Oh, and Live Earth sucked. Or so I read, because neither I nor anyone I know (a group that includes more than one rather fearsome greenie) saw any of it. I don't owe anyone any fealty for good intentions culturally any more than I do scientifically. Watching Madonna was something I last did in the early nineties, and not on purpose then.

2 Comments:

At Wednesday, August 29, 2007, Blogger DWPittelli said...

Shocking though it may be, Al Gore may believe everything he says on global warming.

While Gore has been tested at an IQ of 134, which is pretty good (almost 99th percentile), he did quite poorly on his college board achievement test scores (Physics 488/800 and Chemistry 519/800), was a fairly weak student in prep school and college, and essentially flunked out of divinity school (i.e., dropped out after several Fs).

Certainly no one should take seriously an argument from authority made by Al Gore. You have to look closely at the data and the science.

 
At Friday, August 31, 2007, Blogger Robin St. John said...

That's always my aim. There are plenty of areas where I just don't know enough to do anything but follow expert opinion- astrophysics, for instance. But anywhere else, I want to see as much data as possible, and at least run the basic calculations at an order of magnitude level.

Maybe he does believe everything he says.

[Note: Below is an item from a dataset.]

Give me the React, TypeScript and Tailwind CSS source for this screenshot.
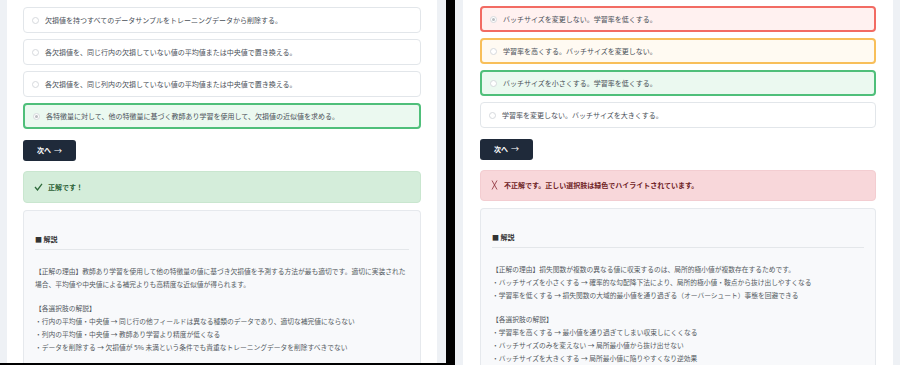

Global warming debates have a habit of morphing into proxy fights on economics and politics. I'm curious to see how these will change once there are clear costs involved, and unintended consequences. It is easy to be (say) left-leaning and anticorporate and an antiAGW crusader, because you are largely defining the problem in terms of political positions to which you are already committed, and vice versa for radical libertarians, perhaps. Once you start talking about putting an actual wind farm in the path of actual Kennedy's open view of the ocean, loyalties fray. This will become more interesting as actual costs supplant rhetoric, I predict.